Par ailleurs, le partenariat financier, bien qu’expliqué confusément par l’entreprise et l’éditeur n’est pas contesté.

La publication en cause constitue donc bien une publicité.

Dans de telles conditions, en vertu de l’obligation de transparence rappelée ci-dessus, l’éditeur se devait de permettre à ses lecteurs d’identifier précisément le caractère publicitaire du cahier thématique. A cet égard, le Jury estime que la mention « en collaboration avec X » est ambiguë et de nature à conduire le lecteur à penser que la participation de l’annonceur est limitée à une aide technique. Elle est insuffisante pour permettre au lectorat jeune et inexpérimenté, auquel s’adresse la revue, d’identifier le caractère publicitaire de l’opération.

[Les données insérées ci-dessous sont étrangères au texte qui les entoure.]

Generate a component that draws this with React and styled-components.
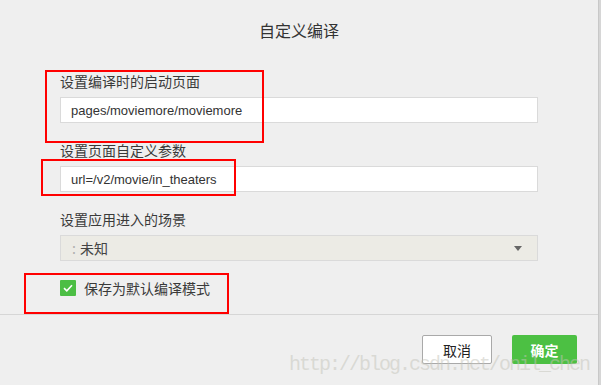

En conséquence le Jury estime que la publication en cause constitue une publicité et que celle-ci ne respecte pas les dispositions de la Recommandation déontologique « Identification de la Publicité ».

4.La décision du Jury

– La plainte est fondée.

– La présente décision sera communiquée à la plaignante, à l’annonceur et à la société éditrice

– Elle sera publiée sur le site internet du Jury de Déontologie Publicitaire.

Délibéré le vendredi 3 avril 2009 par Mme Michel-Amsellem, vice-présidente, suppléant la présidente empêchée, Mme Drecq, et Ms. Benhaïm, Carlo, Lacan, Leers et Raffin.